## [Stored dataset items]
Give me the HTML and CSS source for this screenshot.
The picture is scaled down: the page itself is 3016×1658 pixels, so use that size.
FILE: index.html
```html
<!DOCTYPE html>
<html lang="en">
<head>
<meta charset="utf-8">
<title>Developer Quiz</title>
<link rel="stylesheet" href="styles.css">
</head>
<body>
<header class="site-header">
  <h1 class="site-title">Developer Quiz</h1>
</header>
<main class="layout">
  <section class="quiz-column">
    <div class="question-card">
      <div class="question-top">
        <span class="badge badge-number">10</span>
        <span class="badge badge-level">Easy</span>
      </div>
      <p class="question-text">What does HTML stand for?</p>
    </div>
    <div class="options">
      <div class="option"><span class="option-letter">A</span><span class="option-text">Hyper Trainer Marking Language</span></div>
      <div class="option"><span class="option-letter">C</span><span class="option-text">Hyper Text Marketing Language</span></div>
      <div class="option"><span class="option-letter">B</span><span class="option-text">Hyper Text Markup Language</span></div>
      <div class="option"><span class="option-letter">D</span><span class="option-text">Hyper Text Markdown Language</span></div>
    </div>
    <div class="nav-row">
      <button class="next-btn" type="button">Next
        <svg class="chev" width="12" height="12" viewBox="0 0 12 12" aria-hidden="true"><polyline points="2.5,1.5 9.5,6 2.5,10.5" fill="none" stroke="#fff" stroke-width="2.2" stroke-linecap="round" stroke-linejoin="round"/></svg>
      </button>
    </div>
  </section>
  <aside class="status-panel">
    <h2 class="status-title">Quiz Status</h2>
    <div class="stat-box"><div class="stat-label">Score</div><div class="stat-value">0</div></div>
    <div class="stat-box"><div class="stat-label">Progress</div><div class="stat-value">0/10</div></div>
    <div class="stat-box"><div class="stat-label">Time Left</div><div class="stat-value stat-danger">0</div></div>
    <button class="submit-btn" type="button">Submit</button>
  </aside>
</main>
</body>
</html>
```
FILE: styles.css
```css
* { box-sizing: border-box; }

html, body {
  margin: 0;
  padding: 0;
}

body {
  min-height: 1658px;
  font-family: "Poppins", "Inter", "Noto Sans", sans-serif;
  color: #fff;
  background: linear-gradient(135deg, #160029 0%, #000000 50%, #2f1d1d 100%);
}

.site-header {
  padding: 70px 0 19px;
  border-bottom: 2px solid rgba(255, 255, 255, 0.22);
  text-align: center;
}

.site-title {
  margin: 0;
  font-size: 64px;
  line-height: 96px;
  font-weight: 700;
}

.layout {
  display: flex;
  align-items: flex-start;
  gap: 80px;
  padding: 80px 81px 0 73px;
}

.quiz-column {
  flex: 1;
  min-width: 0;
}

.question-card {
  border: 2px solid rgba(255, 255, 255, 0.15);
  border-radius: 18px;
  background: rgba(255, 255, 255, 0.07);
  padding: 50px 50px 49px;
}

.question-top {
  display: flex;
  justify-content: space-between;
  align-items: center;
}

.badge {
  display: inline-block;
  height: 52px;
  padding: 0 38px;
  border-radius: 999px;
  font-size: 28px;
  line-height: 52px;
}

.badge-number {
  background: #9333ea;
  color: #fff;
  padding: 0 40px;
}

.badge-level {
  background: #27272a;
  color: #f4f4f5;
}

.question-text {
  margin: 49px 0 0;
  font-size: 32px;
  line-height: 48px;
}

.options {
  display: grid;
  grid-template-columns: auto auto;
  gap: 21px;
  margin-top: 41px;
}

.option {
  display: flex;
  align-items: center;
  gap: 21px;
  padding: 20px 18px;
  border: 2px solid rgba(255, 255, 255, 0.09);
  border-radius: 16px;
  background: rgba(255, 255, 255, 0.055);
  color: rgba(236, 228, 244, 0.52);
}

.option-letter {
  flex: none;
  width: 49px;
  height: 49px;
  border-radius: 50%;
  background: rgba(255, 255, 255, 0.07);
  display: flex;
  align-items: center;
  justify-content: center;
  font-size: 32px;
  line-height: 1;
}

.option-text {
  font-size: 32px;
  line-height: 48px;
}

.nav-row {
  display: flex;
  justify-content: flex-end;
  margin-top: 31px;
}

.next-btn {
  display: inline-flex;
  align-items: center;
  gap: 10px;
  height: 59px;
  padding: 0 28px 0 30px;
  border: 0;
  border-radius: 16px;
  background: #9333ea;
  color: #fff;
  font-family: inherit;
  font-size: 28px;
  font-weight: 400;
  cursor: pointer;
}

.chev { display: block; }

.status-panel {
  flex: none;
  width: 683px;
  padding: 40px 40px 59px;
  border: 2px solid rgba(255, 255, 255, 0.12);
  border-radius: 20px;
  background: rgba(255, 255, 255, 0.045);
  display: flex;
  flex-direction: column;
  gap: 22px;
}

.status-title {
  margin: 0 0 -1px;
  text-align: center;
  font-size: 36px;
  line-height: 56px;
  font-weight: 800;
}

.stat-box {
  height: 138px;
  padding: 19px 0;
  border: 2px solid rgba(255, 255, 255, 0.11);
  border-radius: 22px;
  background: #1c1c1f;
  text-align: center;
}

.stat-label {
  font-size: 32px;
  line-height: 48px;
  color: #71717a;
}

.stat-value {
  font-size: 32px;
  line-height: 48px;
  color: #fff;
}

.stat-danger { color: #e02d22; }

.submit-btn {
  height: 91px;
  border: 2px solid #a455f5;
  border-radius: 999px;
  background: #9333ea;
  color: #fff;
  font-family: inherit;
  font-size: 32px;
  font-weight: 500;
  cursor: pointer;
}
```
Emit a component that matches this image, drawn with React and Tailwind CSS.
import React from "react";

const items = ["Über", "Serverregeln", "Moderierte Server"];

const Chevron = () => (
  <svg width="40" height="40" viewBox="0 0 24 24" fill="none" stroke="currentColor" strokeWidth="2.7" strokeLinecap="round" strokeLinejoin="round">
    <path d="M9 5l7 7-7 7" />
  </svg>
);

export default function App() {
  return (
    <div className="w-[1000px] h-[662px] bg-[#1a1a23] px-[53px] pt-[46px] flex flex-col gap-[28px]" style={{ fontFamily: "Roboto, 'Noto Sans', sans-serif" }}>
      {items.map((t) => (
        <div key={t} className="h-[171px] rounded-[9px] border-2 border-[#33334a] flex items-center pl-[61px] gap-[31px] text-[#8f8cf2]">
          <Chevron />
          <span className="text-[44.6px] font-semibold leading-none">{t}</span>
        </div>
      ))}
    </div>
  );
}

## [Exercise prompt]
Every line of the records above needs to be given again exactly.

## [Response to this exercise]
Give me the HTML and CSS source for this screenshot.
The picture is scaled down: the page itself is 3016×1658 pixels, so use that size.
FILE: index.html
```html
<!DOCTYPE html>
<html lang="en">
<head>
<meta charset="utf-8">
<title>Developer Quiz</title>
<link rel="stylesheet" href="styles.css">
</head>
<body>
<header class="site-header">
  <h1 class="site-title">Developer Quiz</h1>
</header>
<main class="layout">
  <section class="quiz-column">
    <div class="question-card">
      <div class="question-top">
        <span class="badge badge-number">10</span>
        <span class="badge badge-level">Easy</span>
      </div>
      <p class="question-text">What does HTML stand for?</p>
    </div>
    <div class="options">
      <div class="option"><span class="option-letter">A</span><span class="option-text">Hyper Trainer Marking Language</span></div>
      <div class="option"><span class="option-letter">C</span><span class="option-text">Hyper Text Marketing Language</span></div>
      <div class="option"><span class="option-letter">B</span><span class="option-text">Hyper Text Markup Language</span></div>
      <div class="option"><span class="option-letter">D</span><span class="option-text">Hyper Text Markdown Language</span></div>
    </div>
    <div class="nav-row">
      <button class="next-btn" type="button">Next
        <svg class="chev" width="12" height="12" viewBox="0 0 12 12" aria-hidden="true"><polyline points="2.5,1.5 9.5,6 2.5,10.5" fill="none" stroke="#fff" stroke-width="2.2" stroke-linecap="round" stroke-linejoin="round"/></svg>
      </button>
    </div>
  </section>
  <aside class="status-panel">
    <h2 class="status-title">Quiz Status</h2>
    <div class="stat-box"><div class="stat-label">Score</div><div class="stat-value">0</div></div>
    <div class="stat-box"><div class="stat-label">Progress</div><div class="stat-value">0/10</div></div>
    <div class="stat-box"><div class="stat-label">Time Left</div><div class="stat-value stat-danger">0</div></div>
    <button class="submit-btn" type="button">Submit</button>
  </aside>
</main>
</body>
</html>
```
FILE: styles.css
```css
* { box-sizing: border-box; }

html, body {
  margin: 0;
  padding: 0;
}

body {
  min-height: 1658px;
  font-family: "Poppins", "Inter", "Noto Sans", sans-serif;
  color: #fff;
  background: linear-gradient(135deg, #160029 0%, #000000 50%, #2f1d1d 100%);
}

.site-header {
  padding: 70px 0 19px;
  border-bottom: 2px solid rgba(255, 255, 255, 0.22);
  text-align: center;
}

.site-title {
  margin: 0;
  font-size: 64px;
  line-height: 96px;
  font-weight: 700;
}

.layout {
  display: flex;
  align-items: flex-start;
  gap: 80px;
  padding: 80px 81px 0 73px;
}

.quiz-column {
  flex: 1;
  min-width: 0;
}

.question-card {
  border: 2px solid rgba(255, 255, 255, 0.15);
  border-radius: 18px;
  background: rgba(255, 255, 255, 0.07);
  padding: 50px 50px 49px;
}

.question-top {
  display: flex;
  justify-content: space-between;
  align-items: center;
}

.badge {
  display: inline-block;
  height: 52px;
  padding: 0 38px;
  border-radius: 999px;
  font-size: 28px;
  line-height: 52px;
}

.badge-number {
  background: #9333ea;
  color: #fff;
  padding: 0 40px;
}

.badge-level {
  background: #27272a;
  color: #f4f4f5;
}

.question-text {
  margin: 49px 0 0;
  font-size: 32px;
  line-height: 48px;
}

.options {
  display: grid;
  grid-template-columns: auto auto;
  gap: 21px;
  margin-top: 41px;
}

.option {
  display: flex;
  align-items: center;
  gap: 21px;
  padding: 20px 18px;
  border: 2px solid rgba(255, 255, 255, 0.09);
  border-radius: 16px;
  background: rgba(255, 255, 255, 0.055);
  color: rgba(236, 228, 244, 0.52);
}

.option-letter {
  flex: none;
  width: 49px;
  height: 49px;
  border-radius: 50%;
  background: rgba(255, 255, 255, 0.07);
  display: flex;
  align-items: center;
  justify-content: center;
  font-size: 32px;
  line-height: 1;
}

.option-text {
  font-size: 32px;
  line-height: 48px;
}

.nav-row {
  display: flex;
  justify-content: flex-end;
  margin-top: 31px;
}

.next-btn {
  display: inline-flex;
  align-items: center;
  gap: 10px;
  height: 59px;
  padding: 0 28px 0 30px;
  border: 0;
  border-radius: 16px;
  background: #9333ea;
  color: #fff;
  font-family: inherit;
  font-size: 28px;
  font-weight: 400;
  cursor: pointer;
}

.chev { display: block; }

.status-panel {
  flex: none;
  width: 683px;
  padding: 40px 40px 59px;
  border: 2px solid rgba(255, 255, 255, 0.12);
  border-radius: 20px;
  background: rgba(255, 255, 255, 0.045);
  display: flex;
  flex-direction: column;
  gap: 22px;
}

.status-title {
  margin: 0 0 -1px;
  text-align: center;
  font-size: 36px;
  line-height: 56px;
  font-weight: 800;
}

.stat-box {
  height: 138px;
  padding: 19px 0;
  border: 2px solid rgba(255, 255, 255, 0.11);
  border-radius: 22px;
  background: #1c1c1f;
  text-align: center;
}

.stat-label {
  font-size: 32px;
  line-height: 48px;
  color: #71717a;
}

.stat-value {
  font-size: 32px;
  line-height: 48px;
  color: #fff;
}

.stat-danger { color: #e02d22; }

.submit-btn {
  height: 91px;
  border: 2px solid #a455f5;
  border-radius: 999px;
  background: #9333ea;
  color: #fff;
  font-family: inherit;
  font-size: 32px;
  font-weight: 500;
  cursor: pointer;
}
```
Emit a component that matches this image, drawn with React and Tailwind CSS.
import React from "react";

const items = ["Über", "Serverregeln", "Moderierte Server"];

const Chevron = () => (
  <svg width="40" height="40" viewBox="0 0 24 24" fill="none" stroke="currentColor" strokeWidth="2.7" strokeLinecap="round" strokeLinejoin="round">
    <path d="M9 5l7 7-7 7" />
  </svg>
);

export default function App() {
  return (
    <div className="w-[1000px] h-[662px] bg-[#1a1a23] px-[53px] pt-[46px] flex flex-col gap-[28px]" style={{ fontFamily: "Roboto, 'Noto Sans', sans-serif" }}>
      {items.map((t) => (
        <div key={t} className="h-[171px] rounded-[9px] border-2 border-[#33334a] flex items-center pl-[61px] gap-[31px] text-[#8f8cf2]">
          <Chevron />
          <span className="text-[44.6px] font-semibold leading-none">{t}</span>
        </div>
      ))}
    </div>
  );
}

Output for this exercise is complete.